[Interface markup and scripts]
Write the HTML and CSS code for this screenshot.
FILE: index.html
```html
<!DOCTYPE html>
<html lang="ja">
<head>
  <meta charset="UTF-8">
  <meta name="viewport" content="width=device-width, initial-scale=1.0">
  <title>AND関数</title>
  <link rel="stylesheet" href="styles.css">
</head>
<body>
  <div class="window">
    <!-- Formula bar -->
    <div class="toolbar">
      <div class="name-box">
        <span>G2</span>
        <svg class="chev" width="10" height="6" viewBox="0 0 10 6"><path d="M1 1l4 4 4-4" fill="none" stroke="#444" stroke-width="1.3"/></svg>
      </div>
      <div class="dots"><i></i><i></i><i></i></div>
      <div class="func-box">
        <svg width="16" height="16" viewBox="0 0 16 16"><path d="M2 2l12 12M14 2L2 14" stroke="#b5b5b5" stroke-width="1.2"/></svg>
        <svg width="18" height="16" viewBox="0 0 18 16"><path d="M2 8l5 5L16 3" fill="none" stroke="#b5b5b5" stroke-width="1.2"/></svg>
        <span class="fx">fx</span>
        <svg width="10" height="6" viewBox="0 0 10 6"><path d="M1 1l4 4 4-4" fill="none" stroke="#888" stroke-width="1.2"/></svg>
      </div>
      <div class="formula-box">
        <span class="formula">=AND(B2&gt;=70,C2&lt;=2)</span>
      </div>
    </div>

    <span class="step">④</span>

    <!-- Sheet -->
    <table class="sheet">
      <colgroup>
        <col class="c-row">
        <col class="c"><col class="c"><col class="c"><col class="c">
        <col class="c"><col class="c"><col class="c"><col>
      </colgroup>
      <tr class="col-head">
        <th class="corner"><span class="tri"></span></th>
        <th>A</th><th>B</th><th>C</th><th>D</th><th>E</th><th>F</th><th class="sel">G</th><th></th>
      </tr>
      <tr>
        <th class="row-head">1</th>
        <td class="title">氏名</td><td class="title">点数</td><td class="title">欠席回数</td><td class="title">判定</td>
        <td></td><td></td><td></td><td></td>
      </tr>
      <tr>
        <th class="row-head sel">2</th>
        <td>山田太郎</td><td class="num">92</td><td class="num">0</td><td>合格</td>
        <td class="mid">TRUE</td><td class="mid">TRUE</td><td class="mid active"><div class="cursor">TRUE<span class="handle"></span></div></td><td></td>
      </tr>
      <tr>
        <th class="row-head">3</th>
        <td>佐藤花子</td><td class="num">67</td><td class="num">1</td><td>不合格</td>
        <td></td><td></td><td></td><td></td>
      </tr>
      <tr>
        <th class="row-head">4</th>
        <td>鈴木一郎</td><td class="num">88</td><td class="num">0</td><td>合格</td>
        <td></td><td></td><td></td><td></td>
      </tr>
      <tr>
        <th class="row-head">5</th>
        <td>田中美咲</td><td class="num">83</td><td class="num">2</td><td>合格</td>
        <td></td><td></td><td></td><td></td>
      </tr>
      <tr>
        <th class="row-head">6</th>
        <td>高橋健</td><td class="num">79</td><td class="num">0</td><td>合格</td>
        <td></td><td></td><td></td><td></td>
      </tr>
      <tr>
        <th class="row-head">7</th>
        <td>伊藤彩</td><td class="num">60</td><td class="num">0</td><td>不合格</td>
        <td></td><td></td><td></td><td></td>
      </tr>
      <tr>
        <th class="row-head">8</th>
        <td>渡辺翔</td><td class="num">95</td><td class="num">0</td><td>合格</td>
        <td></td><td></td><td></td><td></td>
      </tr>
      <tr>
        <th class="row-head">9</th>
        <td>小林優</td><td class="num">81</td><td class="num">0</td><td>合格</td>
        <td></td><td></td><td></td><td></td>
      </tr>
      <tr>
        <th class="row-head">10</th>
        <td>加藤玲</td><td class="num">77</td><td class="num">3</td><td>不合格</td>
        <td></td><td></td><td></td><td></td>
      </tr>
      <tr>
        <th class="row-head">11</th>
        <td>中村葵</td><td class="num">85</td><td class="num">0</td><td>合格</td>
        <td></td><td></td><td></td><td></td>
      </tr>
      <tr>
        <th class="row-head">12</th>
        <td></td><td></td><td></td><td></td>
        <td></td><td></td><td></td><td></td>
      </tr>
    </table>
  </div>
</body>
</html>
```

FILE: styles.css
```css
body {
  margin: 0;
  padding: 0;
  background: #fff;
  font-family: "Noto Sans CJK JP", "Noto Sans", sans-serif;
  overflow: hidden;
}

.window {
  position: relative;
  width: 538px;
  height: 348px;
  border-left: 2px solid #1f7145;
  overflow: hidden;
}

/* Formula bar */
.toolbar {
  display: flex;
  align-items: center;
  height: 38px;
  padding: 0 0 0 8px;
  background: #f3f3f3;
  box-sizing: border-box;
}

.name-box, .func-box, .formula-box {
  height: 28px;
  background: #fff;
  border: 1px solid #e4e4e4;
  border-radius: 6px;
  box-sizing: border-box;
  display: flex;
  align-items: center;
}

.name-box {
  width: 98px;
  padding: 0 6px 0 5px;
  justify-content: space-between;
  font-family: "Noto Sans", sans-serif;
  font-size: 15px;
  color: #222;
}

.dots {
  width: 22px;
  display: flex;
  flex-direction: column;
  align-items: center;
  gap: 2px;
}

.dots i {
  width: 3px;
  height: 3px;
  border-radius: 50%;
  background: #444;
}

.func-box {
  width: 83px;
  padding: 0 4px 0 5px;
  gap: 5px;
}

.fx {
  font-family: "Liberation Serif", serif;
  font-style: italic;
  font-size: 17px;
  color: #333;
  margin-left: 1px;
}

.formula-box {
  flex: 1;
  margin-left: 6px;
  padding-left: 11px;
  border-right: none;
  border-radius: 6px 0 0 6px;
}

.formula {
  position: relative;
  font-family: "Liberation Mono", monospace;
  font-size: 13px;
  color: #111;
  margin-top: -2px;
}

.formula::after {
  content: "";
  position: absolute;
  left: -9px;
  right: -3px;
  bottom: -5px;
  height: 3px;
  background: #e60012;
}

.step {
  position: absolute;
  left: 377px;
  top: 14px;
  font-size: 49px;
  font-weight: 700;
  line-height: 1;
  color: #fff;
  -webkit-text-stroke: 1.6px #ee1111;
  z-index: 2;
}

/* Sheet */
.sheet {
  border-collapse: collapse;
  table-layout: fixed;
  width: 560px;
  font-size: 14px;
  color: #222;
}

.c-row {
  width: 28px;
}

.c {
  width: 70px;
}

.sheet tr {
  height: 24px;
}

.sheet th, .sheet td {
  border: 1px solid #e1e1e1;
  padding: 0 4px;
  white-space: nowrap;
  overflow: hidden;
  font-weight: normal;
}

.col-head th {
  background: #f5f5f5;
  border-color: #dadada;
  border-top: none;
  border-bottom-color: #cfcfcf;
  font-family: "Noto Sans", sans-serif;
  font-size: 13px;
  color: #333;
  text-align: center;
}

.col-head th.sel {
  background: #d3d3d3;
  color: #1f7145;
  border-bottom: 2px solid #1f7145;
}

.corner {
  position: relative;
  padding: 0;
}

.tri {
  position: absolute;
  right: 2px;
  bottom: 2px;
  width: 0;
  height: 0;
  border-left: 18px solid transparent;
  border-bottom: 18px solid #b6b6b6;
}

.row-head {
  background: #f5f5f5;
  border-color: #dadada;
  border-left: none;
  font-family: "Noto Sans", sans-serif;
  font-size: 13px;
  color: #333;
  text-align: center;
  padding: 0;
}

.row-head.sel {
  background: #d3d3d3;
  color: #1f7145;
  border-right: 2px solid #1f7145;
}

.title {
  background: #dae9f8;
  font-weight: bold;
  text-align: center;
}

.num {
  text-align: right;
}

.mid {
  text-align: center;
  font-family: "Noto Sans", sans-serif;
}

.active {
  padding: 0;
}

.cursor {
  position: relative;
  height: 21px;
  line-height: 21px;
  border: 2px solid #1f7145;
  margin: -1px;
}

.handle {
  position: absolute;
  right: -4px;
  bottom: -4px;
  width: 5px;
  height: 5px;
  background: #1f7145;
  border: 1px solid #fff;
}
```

--

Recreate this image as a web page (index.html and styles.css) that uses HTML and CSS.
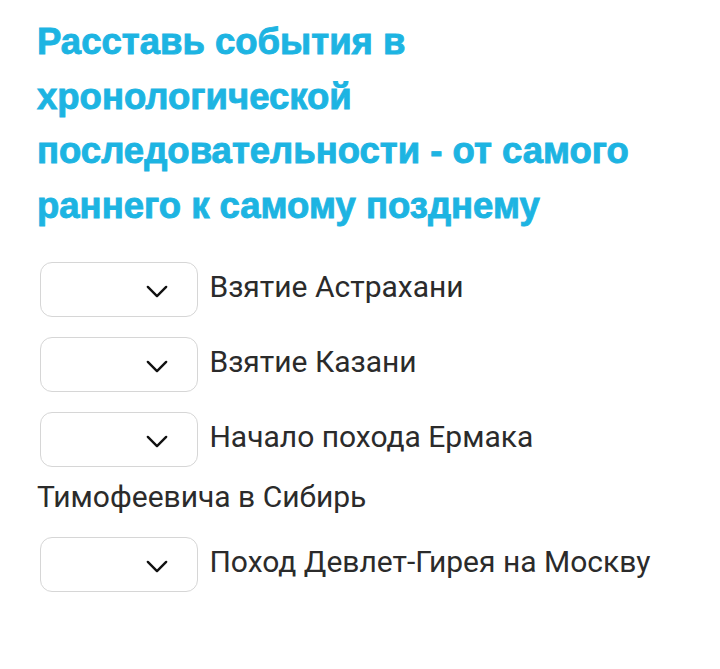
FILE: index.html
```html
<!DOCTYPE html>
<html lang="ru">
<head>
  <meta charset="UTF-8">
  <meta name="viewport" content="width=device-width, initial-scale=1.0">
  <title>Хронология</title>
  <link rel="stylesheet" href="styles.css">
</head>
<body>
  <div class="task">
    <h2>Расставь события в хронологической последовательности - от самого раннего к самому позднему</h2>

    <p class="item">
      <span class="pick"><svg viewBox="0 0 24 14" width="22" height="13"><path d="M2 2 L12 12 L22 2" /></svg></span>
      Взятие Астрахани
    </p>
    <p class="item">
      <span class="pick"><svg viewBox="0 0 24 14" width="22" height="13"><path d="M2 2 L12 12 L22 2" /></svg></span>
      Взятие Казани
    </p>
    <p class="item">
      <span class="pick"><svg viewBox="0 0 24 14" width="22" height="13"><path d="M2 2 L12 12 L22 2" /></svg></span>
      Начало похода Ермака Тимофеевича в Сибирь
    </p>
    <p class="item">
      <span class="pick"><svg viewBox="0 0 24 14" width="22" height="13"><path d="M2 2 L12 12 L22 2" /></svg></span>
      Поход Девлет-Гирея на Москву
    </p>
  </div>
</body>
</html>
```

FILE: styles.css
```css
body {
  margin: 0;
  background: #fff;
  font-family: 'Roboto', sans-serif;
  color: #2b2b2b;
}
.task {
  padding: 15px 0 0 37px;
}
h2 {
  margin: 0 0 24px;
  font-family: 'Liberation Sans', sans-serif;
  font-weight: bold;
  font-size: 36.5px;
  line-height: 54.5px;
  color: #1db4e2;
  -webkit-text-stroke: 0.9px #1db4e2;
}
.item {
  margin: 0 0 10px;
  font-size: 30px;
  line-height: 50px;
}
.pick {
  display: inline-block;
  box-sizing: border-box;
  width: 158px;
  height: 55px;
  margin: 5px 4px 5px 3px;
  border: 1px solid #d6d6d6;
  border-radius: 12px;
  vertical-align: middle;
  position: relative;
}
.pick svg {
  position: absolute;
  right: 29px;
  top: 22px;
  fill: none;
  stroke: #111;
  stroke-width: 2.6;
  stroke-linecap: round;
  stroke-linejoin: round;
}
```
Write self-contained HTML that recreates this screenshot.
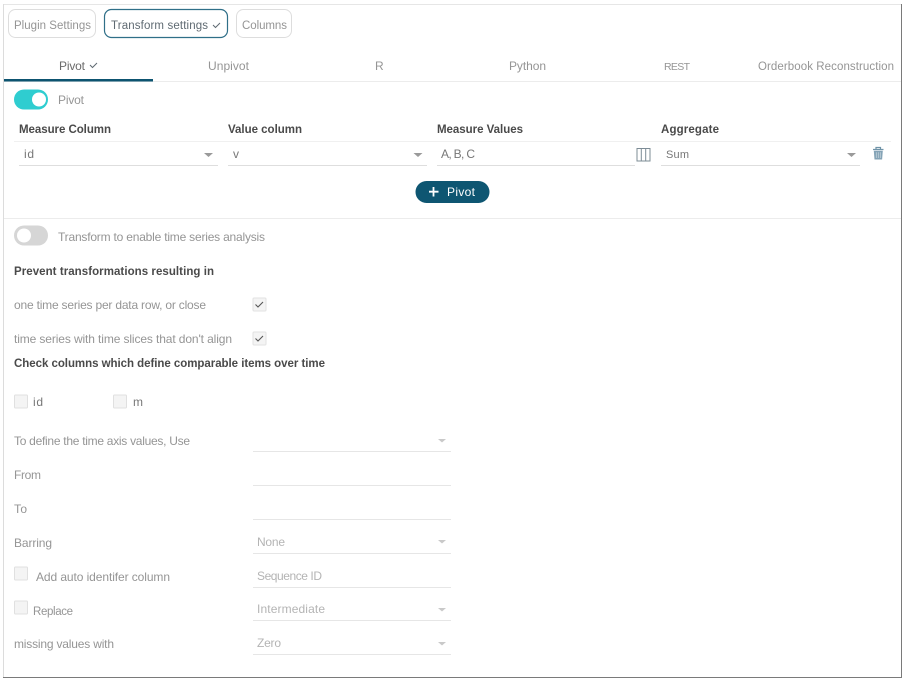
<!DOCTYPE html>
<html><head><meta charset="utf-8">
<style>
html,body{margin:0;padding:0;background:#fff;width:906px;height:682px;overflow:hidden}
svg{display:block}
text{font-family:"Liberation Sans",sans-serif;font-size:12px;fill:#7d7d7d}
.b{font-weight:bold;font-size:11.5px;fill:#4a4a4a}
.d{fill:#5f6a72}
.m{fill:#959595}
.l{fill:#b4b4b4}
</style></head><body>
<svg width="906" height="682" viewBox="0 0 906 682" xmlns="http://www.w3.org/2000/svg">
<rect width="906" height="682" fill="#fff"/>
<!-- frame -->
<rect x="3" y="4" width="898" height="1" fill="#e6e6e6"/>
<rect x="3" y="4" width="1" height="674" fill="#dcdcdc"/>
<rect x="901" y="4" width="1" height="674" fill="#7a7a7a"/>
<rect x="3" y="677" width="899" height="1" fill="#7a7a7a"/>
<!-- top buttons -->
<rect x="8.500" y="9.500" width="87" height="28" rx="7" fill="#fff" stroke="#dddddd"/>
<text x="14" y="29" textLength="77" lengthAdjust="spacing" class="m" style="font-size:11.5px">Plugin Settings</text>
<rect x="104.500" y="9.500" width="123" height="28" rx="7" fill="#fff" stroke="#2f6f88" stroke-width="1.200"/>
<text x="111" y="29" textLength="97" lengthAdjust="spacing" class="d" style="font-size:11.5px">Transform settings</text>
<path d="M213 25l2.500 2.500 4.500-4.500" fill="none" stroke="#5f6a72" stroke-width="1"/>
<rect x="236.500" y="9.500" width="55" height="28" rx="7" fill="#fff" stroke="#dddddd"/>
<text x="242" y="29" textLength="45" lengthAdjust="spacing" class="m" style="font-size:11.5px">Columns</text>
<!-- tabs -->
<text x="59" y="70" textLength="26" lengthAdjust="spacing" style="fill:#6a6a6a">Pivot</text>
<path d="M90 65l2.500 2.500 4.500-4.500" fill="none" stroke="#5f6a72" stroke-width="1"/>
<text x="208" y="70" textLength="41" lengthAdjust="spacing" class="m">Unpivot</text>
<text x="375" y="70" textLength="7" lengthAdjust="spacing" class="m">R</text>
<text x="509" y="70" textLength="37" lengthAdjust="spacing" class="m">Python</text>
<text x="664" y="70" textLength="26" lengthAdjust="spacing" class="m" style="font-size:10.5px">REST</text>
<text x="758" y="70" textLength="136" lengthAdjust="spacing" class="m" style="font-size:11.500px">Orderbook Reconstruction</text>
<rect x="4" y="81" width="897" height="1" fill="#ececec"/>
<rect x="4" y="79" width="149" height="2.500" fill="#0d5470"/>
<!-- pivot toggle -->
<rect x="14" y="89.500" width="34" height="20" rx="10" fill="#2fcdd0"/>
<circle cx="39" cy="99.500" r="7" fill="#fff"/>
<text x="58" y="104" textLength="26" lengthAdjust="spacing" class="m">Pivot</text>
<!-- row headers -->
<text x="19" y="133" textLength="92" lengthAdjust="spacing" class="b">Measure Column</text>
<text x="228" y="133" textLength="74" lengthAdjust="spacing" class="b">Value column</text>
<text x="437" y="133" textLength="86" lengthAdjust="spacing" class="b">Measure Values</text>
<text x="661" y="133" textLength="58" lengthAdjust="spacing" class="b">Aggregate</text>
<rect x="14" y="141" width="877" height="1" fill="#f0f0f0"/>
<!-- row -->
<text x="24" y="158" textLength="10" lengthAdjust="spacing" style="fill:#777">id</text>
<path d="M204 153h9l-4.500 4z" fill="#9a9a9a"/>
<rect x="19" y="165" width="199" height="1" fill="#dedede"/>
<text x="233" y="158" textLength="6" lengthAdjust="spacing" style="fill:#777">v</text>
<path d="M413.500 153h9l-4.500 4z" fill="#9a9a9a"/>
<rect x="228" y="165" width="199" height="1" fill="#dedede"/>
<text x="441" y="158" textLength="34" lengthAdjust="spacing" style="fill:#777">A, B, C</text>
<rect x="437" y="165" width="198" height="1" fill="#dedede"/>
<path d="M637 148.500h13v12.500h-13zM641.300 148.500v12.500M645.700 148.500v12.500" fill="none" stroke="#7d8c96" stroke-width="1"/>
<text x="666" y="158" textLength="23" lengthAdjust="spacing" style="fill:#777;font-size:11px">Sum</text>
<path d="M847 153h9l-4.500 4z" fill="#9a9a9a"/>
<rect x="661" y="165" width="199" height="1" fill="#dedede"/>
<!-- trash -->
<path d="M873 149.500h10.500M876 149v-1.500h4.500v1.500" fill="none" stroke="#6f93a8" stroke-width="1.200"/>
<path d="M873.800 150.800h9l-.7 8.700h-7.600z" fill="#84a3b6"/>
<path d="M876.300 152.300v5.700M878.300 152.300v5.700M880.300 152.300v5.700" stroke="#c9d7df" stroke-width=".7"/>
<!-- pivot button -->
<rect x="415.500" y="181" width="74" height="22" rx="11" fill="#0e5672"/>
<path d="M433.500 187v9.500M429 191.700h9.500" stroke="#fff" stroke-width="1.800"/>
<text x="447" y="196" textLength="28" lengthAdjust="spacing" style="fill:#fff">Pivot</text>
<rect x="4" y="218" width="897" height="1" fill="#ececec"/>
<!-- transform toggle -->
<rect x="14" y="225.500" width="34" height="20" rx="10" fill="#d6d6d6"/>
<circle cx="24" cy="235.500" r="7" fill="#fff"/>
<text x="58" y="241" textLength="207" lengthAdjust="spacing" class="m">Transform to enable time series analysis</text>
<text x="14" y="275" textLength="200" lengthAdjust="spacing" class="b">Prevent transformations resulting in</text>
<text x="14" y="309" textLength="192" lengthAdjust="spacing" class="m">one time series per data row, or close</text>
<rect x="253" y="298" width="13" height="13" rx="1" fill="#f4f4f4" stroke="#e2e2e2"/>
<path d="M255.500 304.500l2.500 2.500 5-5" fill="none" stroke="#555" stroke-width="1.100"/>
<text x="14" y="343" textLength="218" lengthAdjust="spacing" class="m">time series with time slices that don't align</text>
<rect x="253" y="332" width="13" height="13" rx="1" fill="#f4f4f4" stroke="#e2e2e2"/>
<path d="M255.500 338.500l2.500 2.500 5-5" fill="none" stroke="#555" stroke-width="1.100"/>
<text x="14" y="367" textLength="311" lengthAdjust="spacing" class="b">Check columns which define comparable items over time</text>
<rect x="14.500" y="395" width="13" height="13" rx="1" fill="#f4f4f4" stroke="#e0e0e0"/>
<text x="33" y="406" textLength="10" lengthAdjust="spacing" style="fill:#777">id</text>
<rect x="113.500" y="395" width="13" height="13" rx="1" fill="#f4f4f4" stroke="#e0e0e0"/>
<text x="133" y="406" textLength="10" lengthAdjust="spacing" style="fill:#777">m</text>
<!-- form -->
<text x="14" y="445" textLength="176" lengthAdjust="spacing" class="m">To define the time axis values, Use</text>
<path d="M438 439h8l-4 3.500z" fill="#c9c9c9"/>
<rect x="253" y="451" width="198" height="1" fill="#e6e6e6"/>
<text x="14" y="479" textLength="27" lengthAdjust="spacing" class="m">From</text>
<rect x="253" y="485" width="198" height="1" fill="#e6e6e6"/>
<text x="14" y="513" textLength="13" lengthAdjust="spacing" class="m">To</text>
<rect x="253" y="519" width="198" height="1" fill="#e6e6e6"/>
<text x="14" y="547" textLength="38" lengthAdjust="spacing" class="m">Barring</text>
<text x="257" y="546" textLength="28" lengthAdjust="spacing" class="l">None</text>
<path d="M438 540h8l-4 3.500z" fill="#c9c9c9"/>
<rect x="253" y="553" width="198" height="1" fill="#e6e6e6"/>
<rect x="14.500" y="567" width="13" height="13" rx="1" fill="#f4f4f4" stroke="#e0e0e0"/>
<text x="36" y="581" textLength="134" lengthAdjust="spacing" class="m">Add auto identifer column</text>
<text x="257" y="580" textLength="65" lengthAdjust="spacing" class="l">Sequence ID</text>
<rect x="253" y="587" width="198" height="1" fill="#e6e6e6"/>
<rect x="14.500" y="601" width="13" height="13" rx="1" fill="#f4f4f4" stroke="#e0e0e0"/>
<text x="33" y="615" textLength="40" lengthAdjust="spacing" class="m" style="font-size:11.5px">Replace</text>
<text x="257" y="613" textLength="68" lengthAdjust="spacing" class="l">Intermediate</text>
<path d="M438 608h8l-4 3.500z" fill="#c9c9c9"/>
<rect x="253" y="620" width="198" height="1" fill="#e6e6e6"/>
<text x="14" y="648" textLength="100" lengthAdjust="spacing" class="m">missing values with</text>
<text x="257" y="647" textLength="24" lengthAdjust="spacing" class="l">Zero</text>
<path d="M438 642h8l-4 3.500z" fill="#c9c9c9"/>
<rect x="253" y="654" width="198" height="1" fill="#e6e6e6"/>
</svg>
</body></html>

§ **GOAL OF THE EXERCISE**:
Look over the listing. Pull out every line with the string "this" in it.

§ **THE RESULT**:
Write the HTML and CSS code for this screenshot.
Recreate this image as a web page (index.html and styles.css) that uses HTML and CSS.
Write self-contained HTML that recreates this screenshot.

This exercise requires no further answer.